### Directions for this task
All of the material below is to be restated word for word, apart from the pictures.

- - - -

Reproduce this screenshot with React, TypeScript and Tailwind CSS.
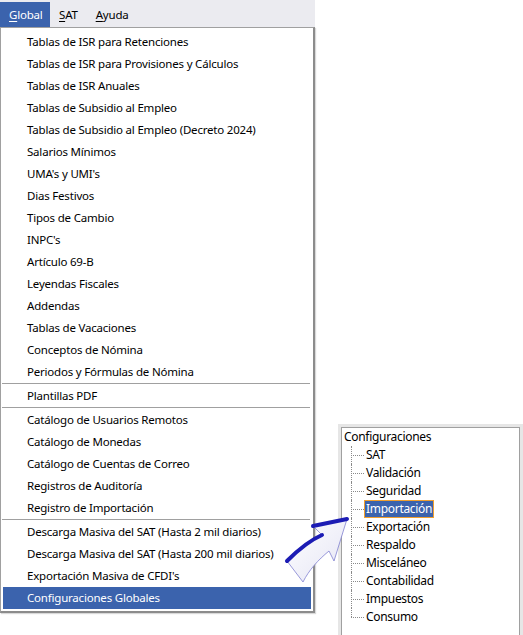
import React from "react";

type MenuEntry = { label: string; active?: boolean } | "sep";

const entries: MenuEntry[] = [
  { label: "Tablas de ISR para Retenciones" },
  { label: "Tablas de ISR para Provisiones y Cálculos" },
  { label: "Tablas de ISR Anuales" },
  { label: "Tablas de Subsidio al Empleo" },
  { label: "Tablas de Subsidio al Empleo (Decreto 2024)" },
  { label: "Salarios Mínimos" },
  { label: "UMA's y UMI's" },
  { label: "Dias Festivos" },
  { label: "Tipos de Cambio" },
  { label: "INPC's" },
  { label: "Artículo 69-B" },
  { label: "Leyendas Fiscales" },
  { label: "Addendas" },
  { label: "Tablas de Vacaciones" },
  { label: "Conceptos de Nómina" },
  { label: "Periodos y Fórmulas de Nómina" },
  "sep",
  { label: "Plantillas PDF" },
  "sep",
  { label: "Catálogo de Usuarios Remotos" },
  { label: "Catálogo de Monedas" },
  { label: "Catálogo de Cuentas de Correo" },
  { label: "Registros de Auditoría" },
  { label: "Registro de Importación" },
  "sep",
  { label: "Descarga Masiva del SAT (Hasta 2 mil diarios)" },
  { label: "Descarga Masiva del SAT (Hasta 200 mil diarios)" },
  { label: "Exportación Masiva de CFDI's" },
  { label: "Configuraciones Globales", active: true },
];

const treeItems = [
  "SAT",
  "Validación",
  "Seguridad",
  "Importación",
  "Exportación",
  "Respaldo",
  "Misceláneo",
  "Contabilidad",
  "Impuestos",
  "Consumo",
];

const MenuBar = () => (
  <div className="flex h-[27px] w-[315px] items-end bg-[#ebebf0]">
    <div className="flex h-[25px] w-[50px] items-center pl-[9px] text-white bg-[#3b63ad]">
      <span>
        <span className="underline underline-offset-2">G</span>lobal
      </span>
    </div>
    <div className="flex h-[25px] items-center pl-[9px]">
      <span className="underline underline-offset-2">S</span>AT
    </div>
    <div className="flex h-[25px] items-center pl-[18px]">
      <span className="underline underline-offset-2">A</span>yuda
    </div>
  </div>
);

const Dropdown = () => (
  <div className="w-[315px] border-l border-t border-r-2 border-b-2 border-l-[#a0a0a0] border-t-[#a0a0a0] border-r-[#8c8c8c] border-b-[#8c8c8c] bg-white pt-[3px] pb-[2px] shadow-[1px_1px_1px_rgba(0,0,0,0.15)]">
    {entries.map((entry, i) =>
      entry === "sep" ? (
        <div key={i} className="ml-[1px] mr-[3px] h-[2px] border-t border-[#a0a0a0]" />
      ) : (
        <div
          key={i}
          className={`mx-[2px] flex h-[22px] items-center pl-[24px] ${
            entry.active ? "bg-[#3b63ad] text-white" : "text-black"
          }`}
        >
          {entry.label}
        </div>
      )
    )}
  </div>
);

const TreePanel = () => (
  <div className="ml-[23px] mt-[424px] h-[220px] w-[185px] border-[3px] border-[#e6e6e6] bg-white">
    <div className="h-full border border-[#a0a0a0] pl-[2px] pt-0 text-[12px] tracking-[-0.3px]">
      <div className="flex h-[18px] items-center">Configuraciones</div>
      {treeItems.map((item, i) => {
        const last = i === treeItems.length - 1;
        const selected = item === "Importación";
        return (
          <div key={item} className="flex h-[18px] items-center">
            <div className="relative ml-[7px] h-full w-[13px]">
              <span
                className={`absolute left-0 top-0 border-l border-dotted border-[#8a8a8a] ${
                  last ? "h-1/2" : "h-full"
                }`}
              />
              <span className="absolute left-0 top-1/2 w-full border-t border-dotted border-[#8a8a8a]" />
            </div>
            <span
              className={`flex h-[18px] items-center border px-[1px] ${
                selected
                  ? "border-[#f0a030] bg-[#3b63ad] text-white"
                  : "border-transparent text-black"
              }`}
            >
              {item}
            </span>
          </div>
        );
      })}
    </div>
  </div>
);

const CurvedArrow = () => (
  <svg
    className="absolute left-[280px] top-[510px]"
    width="75"
    height="80"
    viewBox="280 510 75 80"
  >
    <defs>
      <linearGradient id="arrowFill" x1="0" y1="0" x2="1" y2="1">
        <stop offset="0" stopColor="#ffffff" />
        <stop offset="1" stopColor="#e4e4f4" />
      </linearGradient>
    </defs>
    <path
      d="M287 561 C297 551 308 541 322 535 L313 526 L347 519 L334 561 L329 551 C318 560 309 570 303 582 Z"
      fill="url(#arrowFill)"
      stroke="#8080d0"
      strokeWidth="0.8"
    />
    <path
      d="M287 561 C297 551 308 541 322 535"
      fill="none"
      stroke="#1c1cb4"
      strokeWidth="4"
      strokeLinecap="round"
    />
    <path
      d="M313 526 L347 519"
      fill="none"
      stroke="#1c1cb4"
      strokeWidth="4"
      strokeLinecap="round"
    />
  </svg>
);

export default function App() {
  return (
    <div
      className="relative h-[635px] w-[523px] overflow-hidden bg-white text-[11.5px] leading-none tracking-[-0.2px] text-black"
      style={{ fontFamily: '"Noto Sans", sans-serif' }}
    >
      <div className="flex">
        <div className="flex flex-col">
          <MenuBar />
          <Dropdown />
        </div>
        <TreePanel />
      </div>
      <CurvedArrow />
    </div>
  );
}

- - - -

### Solution below
Reproduce this screenshot with React, TypeScript and Tailwind CSS.
import React from "react";

type MenuEntry = { label: string; active?: boolean } | "sep";

const entries: MenuEntry[] = [
  { label: "Tablas de ISR para Retenciones" },
  { label: "Tablas de ISR para Provisiones y Cálculos" },
  { label: "Tablas de ISR Anuales" },
  { label: "Tablas de Subsidio al Empleo" },
  { label: "Tablas de Subsidio al Empleo (Decreto 2024)" },
  { label: "Salarios Mínimos" },
  { label: "UMA's y UMI's" },
  { label: "Dias Festivos" },
  { label: "Tipos de Cambio" },
  { label: "INPC's" },
  { label: "Artículo 69-B" },
  { label: "Leyendas Fiscales" },
  { label: "Addendas" },
  { label: "Tablas de Vacaciones" },
  { label: "Conceptos de Nómina" },
  { label: "Periodos y Fórmulas de Nómina" },
  "sep",
  { label: "Plantillas PDF" },
  "sep",
  { label: "Catálogo de Usuarios Remotos" },
  { label: "Catálogo de Monedas" },
  { label: "Catálogo de Cuentas de Correo" },
  { label: "Registros de Auditoría" },
  { label: "Registro de Importación" },
  "sep",
  { label: "Descarga Masiva del SAT (Hasta 2 mil diarios)" },
  { label: "Descarga Masiva del SAT (Hasta 200 mil diarios)" },
  { label: "Exportación Masiva de CFDI's" },
  { label: "Configuraciones Globales", active: true },
];

const treeItems = [
  "SAT",
  "Validación",
  "Seguridad",
  "Importación",
  "Exportación",
  "Respaldo",
  "Misceláneo",
  "Contabilidad",
  "Impuestos",
  "Consumo",
];

const MenuBar = () => (
  <div className="flex h-[27px] w-[315px] items-end bg-[#ebebf0]">
    <div className="flex h-[25px] w-[50px] items-center pl-[9px] text-white bg-[#3b63ad]">
      <span>
        <span className="underline underline-offset-2">G</span>lobal
      </span>
    </div>
    <div className="flex h-[25px] items-center pl-[9px]">
      <span className="underline underline-offset-2">S</span>AT
    </div>
    <div className="flex h-[25px] items-center pl-[18px]">
      <span className="underline underline-offset-2">A</span>yuda
    </div>
  </div>
);

const Dropdown = () => (
  <div className="w-[315px] border-l border-t border-r-2 border-b-2 border-l-[#a0a0a0] border-t-[#a0a0a0] border-r-[#8c8c8c] border-b-[#8c8c8c] bg-white pt-[3px] pb-[2px] shadow-[1px_1px_1px_rgba(0,0,0,0.15)]">
    {entries.map((entry, i) =>
      entry === "sep" ? (
        <div key={i} className="ml-[1px] mr-[3px] h-[2px] border-t border-[#a0a0a0]" />
      ) : (
        <div
          key={i}
          className={`mx-[2px] flex h-[22px] items-center pl-[24px] ${
            entry.active ? "bg-[#3b63ad] text-white" : "text-black"
          }`}
        >
          {entry.label}
        </div>
      )
    )}
  </div>
);

const TreePanel = () => (
  <div className="ml-[23px] mt-[424px] h-[220px] w-[185px] border-[3px] border-[#e6e6e6] bg-white">
    <div className="h-full border border-[#a0a0a0] pl-[2px] pt-0 text-[12px] tracking-[-0.3px]">
      <div className="flex h-[18px] items-center">Configuraciones</div>
      {treeItems.map((item, i) => {
        const last = i === treeItems.length - 1;
        const selected = item === "Importación";
        return (
          <div key={item} className="flex h-[18px] items-center">
            <div className="relative ml-[7px] h-full w-[13px]">
              <span
                className={`absolute left-0 top-0 border-l border-dotted border-[#8a8a8a] ${
                  last ? "h-1/2" : "h-full"
                }`}
              />
              <span className="absolute left-0 top-1/2 w-full border-t border-dotted border-[#8a8a8a]" />
            </div>
            <span
              className={`flex h-[18px] items-center border px-[1px] ${
                selected
                  ? "border-[#f0a030] bg-[#3b63ad] text-white"
                  : "border-transparent text-black"
              }`}
            >
              {item}
            </span>
          </div>
        );
      })}
    </div>
  </div>
);

const CurvedArrow = () => (
  <svg
    className="absolute left-[280px] top-[510px]"
    width="75"
    height="80"
    viewBox="280 510 75 80"
  >
    <defs>
      <linearGradient id="arrowFill" x1="0" y1="0" x2="1" y2="1">
        <stop offset="0" stopColor="#ffffff" />
        <stop offset="1" stopColor="#e4e4f4" />
      </linearGradient>
    </defs>
    <path
      d="M287 561 C297 551 308 541 322 535 L313 526 L347 519 L334 561 L329 551 C318 560 309 570 303 582 Z"
      fill="url(#arrowFill)"
      stroke="#8080d0"
      strokeWidth="0.8"
    />
    <path
      d="M287 561 C297 551 308 541 322 535"
      fill="none"
      stroke="#1c1cb4"
      strokeWidth="4"
      strokeLinecap="round"
    />
    <path
      d="M313 526 L347 519"
      fill="none"
      stroke="#1c1cb4"
      strokeWidth="4"
      strokeLinecap="round"
    />
  </svg>
);

export default function App() {
  return (
    <div
      className="relative h-[635px] w-[523px] overflow-hidden bg-white text-[11.5px] leading-none tracking-[-0.2px] text-black"
      style={{ fontFamily: '"Noto Sans", sans-serif' }}
    >
      <div className="flex">
        <div className="flex flex-col">
          <MenuBar />
          <Dropdown />
        </div>
        <TreePanel />
      </div>
      <CurvedArrow />
    </div>
  );
}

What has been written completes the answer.